Évolution : pourquoi n’y a-t-il pas de lapins de la taille d’un cheval ?
La simple question de savoir pourquoi les lapins restent si petits ouvre une voie vers une grande partie de la science de l’évolution. Étant donné que certaines espèces animales n’existent qu’en petite taille, tandis que d’autres existent dans une variété de taille, on peut se demander ce qui fait que certaines espèces animales ou taxonomies ont des tailles imposées. Des chercheurs de l’université de Kyoto au Japon ont exploré ce sujet de la science de l’évolution en étudiant des lapins, des ongulés et des lagomorphes.

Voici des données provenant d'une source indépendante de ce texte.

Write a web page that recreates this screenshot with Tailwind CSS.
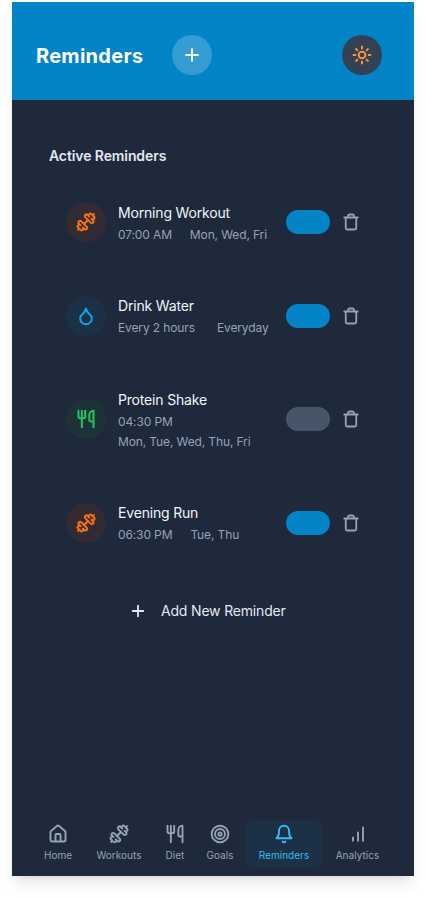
<!DOCTYPE html>
<html lang="en">
<head>
<meta charset="utf-8">
<title>Reminders</title>
<script src="https://cdn.jsdelivr.net/npm/@tailwindcss/browser@4"></script>
</head>
<body class="h-[898px] overflow-hidden bg-white pt-0.5 font-['Inter',sans-serif]">
<svg class="hidden" fill="none">
  <symbol id="dumbbell" viewBox="0 0 24 24"><path d="M17.596 12.768a2 2 0 1 0 2.829-2.829l-1.768-1.767a2 2 0 0 0 2.828-2.829l-2.828-2.828a2 2 0 0 0-2.829 2.828l-1.767-1.768a2 2 0 1 0-2.829 2.829z"/><path d="m2.5 21.5 1.4-1.4M20.1 3.9l1.4-1.4"/><path d="M5.343 21.485a2 2 0 1 0 2.829-2.828l1.767 1.768a2 2 0 1 0 2.829-2.829l-6.364-6.364a2 2 0 1 0-2.829 2.829l1.768 1.767a2 2 0 0 0-2.828 2.829z"/><path d="m9.6 14.4 4.8-4.8"/></symbol>
  <symbol id="utensils" viewBox="0 0 24 24"><path d="M3 2v7c0 1.1.9 2 2 2h4a2 2 0 0 0 2-2V2M7 2v20M21 15V2a5 5 0 0 0-5 5v6c0 1.1.9 2 2 2h3Zm0 0v7"/></symbol>
  <symbol id="trash" viewBox="0 0 24 24"><path d="M3 6h18M19 6v14c0 1-1 2-2 2H7c-1 0-2-1-2-2V6M8 6V4c0-1 1-2 2-2h4c1 0 2 1 2 2v2"/></symbol>
  <symbol id="plus" viewBox="0 0 24 24"><path d="M5 12h14M12 5v14"/></symbol>
</svg>
<main class="ml-3 flex h-[874px] w-[402px] flex-col bg-[#1e293b] shadow-[0_10px_15px_-3px_rgb(0_0_0/0.1),0_4px_6px_-4px_rgb(0_0_0/0.1)]">
  <header class="flex h-[98px] shrink-0 items-center bg-[#0284c7] pt-2 pr-8 pl-6 text-white">
    <h1 class="w-[136px] pt-px text-xl font-bold tracking-[0.28px]">Reminders</h1>
    <button class="flex size-10 items-center justify-center rounded-full bg-white/20"><svg class="size-5 fill-none stroke-current stroke-[2.4] [stroke-linecap:round]"><use href="#plus"/></svg></button>
    <button class="ml-auto flex size-10 items-center justify-center rounded-full bg-[#334155] text-[#fb923c]"><svg viewBox="0 0 24 24" class="size-5 fill-none stroke-current stroke-[2.4]"><circle cx="12" cy="12" r="4"/><path d="M12 1v4M12 19v4M4.220 4.220l2.830 2.830M16.950 16.950l2.830 2.830M1 12h4M19 12h4M7.050 16.950l-2.830 2.830M19.780 4.220l-2.830 2.830"/></svg></button>
  </header>
  <section class="flex flex-col pt-[46px] pr-[52px] pl-[37px]">
    <h2 class="text-sm leading-5 font-semibold tracking-[-0.1px] text-[#e2e8f0]">Active Reminders</h2>
    <ul class="mt-[9.5px] pl-[17px] text-xs leading-4 tracking-[-0.12px] text-[#94a3b8] [&_h3]:tracking-[-0.18px] [&_svg]:fill-none [&_svg]:stroke-current [&_svg]:stroke-[2.4] [&_svg]:[stroke-linecap:round] [&_svg]:[stroke-linejoin:round]">
      <li class="flex h-[93px] items-center">
        <div class="flex size-10 shrink-0 items-center justify-center rounded-full bg-[#322b33] text-[#f97316]"><svg class="size-5"><use href="#dumbbell"/></svg></div>
        <div class="ml-3 w-[168px] pt-0.5 whitespace-nowrap"><h3 class="text-sm leading-5 text-[#f1f5f9]">Morning Workout</h3><p class="mt-1 flex gap-[18px]"><span>07:00 AM</span><span>Mon, Wed, Fri</span></p></div>
        <button class="h-6 w-11 shrink-0 rounded-full bg-[#0284c7]"></button>
        <button class="ml-3 shrink-0"><svg class="size-[18px]"><use href="#trash"/></svg></button>
      </li>
      <li class="flex h-[94px] items-center">
        <div class="flex size-10 shrink-0 items-center justify-center rounded-full bg-[#1c3145] text-[#0ea5e9]"><svg viewBox="0 0 24 24" class="size-5"><path d="M12 22a7 7 0 0 0 7-7c0-2-1-3.900-3-5.500s-3.500-4-4-6.500c-.5 2.500-2 4.900-4 6.500C6 11.100 5 13 5 15a7 7 0 0 0 7 7z"/></svg></div>
        <div class="ml-3 w-[168px] pt-px whitespace-nowrap"><h3 class="text-sm leading-5 text-[#f1f5f9]">Drink Water</h3><p class="mt-1 flex gap-[22px]"><span>Every 2 hours</span><span>Everyday</span></p></div>
        <button class="h-6 w-11 shrink-0 rounded-full bg-[#0284c7]"></button>
        <button class="ml-3 shrink-0"><svg class="size-[18px]"><use href="#trash"/></svg></button>
      </li>
      <li class="flex h-[113px] items-center">
        <div class="flex size-10 shrink-0 items-center justify-center rounded-full bg-[#1e3339] text-[#22c55e]"><svg class="size-5"><use href="#utensils"/></svg></div>
        <div class="ml-3 w-[168px] pt-0.5 whitespace-nowrap"><h3 class="text-sm leading-5 text-[#f1f5f9]">Protein Shake</h3><p class="mt-1 flex flex-col gap-1"><span>04:30 PM</span><span>Mon, Tue, Wed, Thu, Fri</span></p></div>
        <button class="h-6 w-11 shrink-0 rounded-full bg-[#475569]"></button>
        <button class="ml-3 shrink-0"><svg class="size-[18px]"><use href="#trash"/></svg></button>
      </li>
      <li class="flex h-[94px] items-center">
        <div class="flex size-10 shrink-0 items-center justify-center rounded-full bg-[#322b33] text-[#f97316]"><svg class="size-5"><use href="#dumbbell"/></svg></div>
        <div class="ml-3 w-[168px] pt-px whitespace-nowrap"><h3 class="text-sm leading-5 text-[#f1f5f9]">Evening Run</h3><p class="mt-1 flex gap-[18px]"><span>06:30 PM</span><span>Tue, Thu</span></p></div>
        <button class="h-6 w-11 shrink-0 rounded-full bg-[#0284c7]"></button>
        <button class="ml-3 shrink-0"><svg class="size-[18px]"><use href="#trash"/></svg></button>
      </li>
    </ul>
    <button class="mt-[31.5px] ml-20 flex h-5 items-center gap-[14px] text-sm tracking-[-0.18px] text-[#e2e8f0]"><svg class="size-[18px] fill-none stroke-current stroke-[2.4] [stroke-linecap:round]"><use href="#plus"/></svg>Add New Reminder</button>
  </section>
  <nav class="mt-auto mb-2 flex h-12 justify-between pr-[21px] pl-5 text-[10px] leading-[15px] tracking-[0.03px] text-[#94a3b8] [&>a]:flex [&>a]:flex-col [&>a]:items-center [&>a]:gap-1 [&>a]:pt-1 [&_svg]:size-5 [&_svg]:fill-none [&_svg]:stroke-current [&_svg]:stroke-[2.3] [&_svg]:[stroke-linecap:round] [&_svg]:[stroke-linejoin:round]">
    <a class="w-[52px]"><svg viewBox="0 0 24 24"><path d="M15 21v-8a1 1 0 0 0-1-1h-4a1 1 0 0 0-1 1v8M3 10a2 2 0 0 1 .709-1.528l7-5.999a2 2 0 0 1 2.582 0l7 5.999A2 2 0 0 1 21 10v9a2 2 0 0 1-2 2H5a2 2 0 0 1-2-2z"/></svg>Home</a>
    <a class="w-[70px]"><svg><use href="#dumbbell"/></svg>Workouts</a>
    <a class="w-[42px]"><svg><use href="#utensils"/></svg>Diet</a>
    <a class="mr-0.5 w-12"><svg viewBox="0 0 24 24"><circle cx="12" cy="12" r="10"/><circle cx="12" cy="12" r="6"/><circle cx="12" cy="12" r="2"/></svg>Goals</a>
    <a class="w-[76px] rounded-lg bg-[#1c3145] text-[#38bdf8]"><svg viewBox="0 0 24 24"><path d="M6 8a6 6 0 0 1 12 0c0 7 3 9 3 9H3s3-2 3-9M10.300 21a1.940 1.940 0 0 0 3.400 0"/></svg>Reminders</a>
    <a class="w-[71px]"><svg viewBox="0 0 24 24"><path d="M12 20V10M18 20V4M6 20v-4"/></svg>Analytics</a>
  </nav>
</main>
</body>
</html>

Image d’entête : à partir du film Wallace et Gromit : Le Mystère du lapin-garou.
Par exemple, les lagomorphes, qui comprennent les lapins et les lièvres, ne varient pas beaucoup en taille, alors que les rongeurs, qui leur sont étroitement apparentés, peuvent aller de la minuscule souris pygmée au gros capibara, dont la masse est des centaines de fois supérieures.
Selon le paléontologue des vertébrés Susumu Tomiya, de l’université de Kyoto, au Japon :
Les plus grands lagomorphes sauvages vivants ne pèsent en moyenne qu’environ 5 kg, soit un dixième du plus grand rongeur vivant, le capybara.
Mais certaines races de lapins domestiques et d’autres espèces disparues peuvent peser jusqu’à 8 kg. Cela nous a surpris et nous avons donc commencé à étudier le type de forces externes qui empêchent les lagomorphes sauvages du monde entier d’évoluer vers des tailles corporelles plus importantes.
Les chercheurs ont analysé les tailles passées et présentes des lagomorphes, en examinant les archives fossiles et l’histoire de l’évolution de ces mammifères, avant de s’intéresser à d’autres facteurs écologiques. Il s’avère que la présence d’ongulés, ou d’animaux à sabots, peut être lié à la taille des lagomorphes.
Pour donner suite à cette piste, l’équipe a examiné la consommation d’énergie de lagomorphes et d’ongulés de différentes tailles. Ils ont constaté qu’une fois que les lagomorphes atteignent une masse d’environ 6 kilogrammes, ils sont désavantagés par rapport aux ongulés.
Un retour aux archives fossiles d’Amérique du Nord a confirmé l’idée que le plus petit ongulé contemporain dans une région donnée était un facteur important pour déterminer le plus grand lagomorphe. Tout animal plus grand avait moins de chances de survie face à des concurrents plus grands et plus économes en énergie.
Selon Tomiya :
Nous observons ce schéma aujourd’hui dans de nombreuses écorégions, ce qui suggère qu’un plafond évolutif est imposé aux lagomorphes par leurs concurrents ongulés.
Les chercheurs soulignent que d’autres facteurs entrent en jeu lorsque les lagomorphes deviennent trop gros pour agir de manière optimale : la concurrence d’autres animaux du même clade et le danger accru que représentent les prédateurs.
Toutefois, c’est la comparaison avec les ongulés qui semble avoir eu le plus d’effet dans ce cas. Ces recherches alimentent deux idées opposées sur l’évolution des espèces : l’hypothèse de la reine rouge, qui attribue la plus grande importance à la concurrence entre les espèces, et l’hypothèse du bouffon, selon laquelle des facteurs abiotiques tels que les changements climatiques ont le plus d’impact.
Représentation des modèles biotiques (Reine rouge) et abiotiques (Bouffon) de l’évolution de la taille des lagomorphes. Se déroulant métaphoriquement comme une pièce de théâtre écologique, telle qu’elle aurait pu être imaginée par l’écologiste G. Evelyn Hutchinson. (Adrienne Stroup/ adriennestroup.wordpress.com/)
D’après les recherches, il semble que le modèle de la reine rouge soit le plus significatif ici, avec en toile de fond des forces abiotiques qui n’ont rien à voir avec la compétition animale.
Toujours selon Tomiya :
Un débat permanent en biologie de l’évolution consiste à déterminer si les processus biologiques ou environnementaux sont plus importants pour façonner la diversité biologique.
Pendant un certain temps, le modèle du bouffon de la cour, qui attribue la diversité à des forces abiotiques telles que le climat, a été dominant, en raison de la difficulté d’étudier les interactions biologiques dans les archives fossiles.
Ces résultats nous rappellent toutefois que nous ne pouvons pas ignorer les effets de la concurrence entre espèces, car elle semble être la principale raison pour laquelle nous n’avons pas de lapins et de lièvres de la taille d’un cheval.
L’étude publiée dans la revue Evolution : Why aren’t rabbits and hares larger? et présentée sur le site de l’université de Kyoto : Where’s my horse-sized rabbit?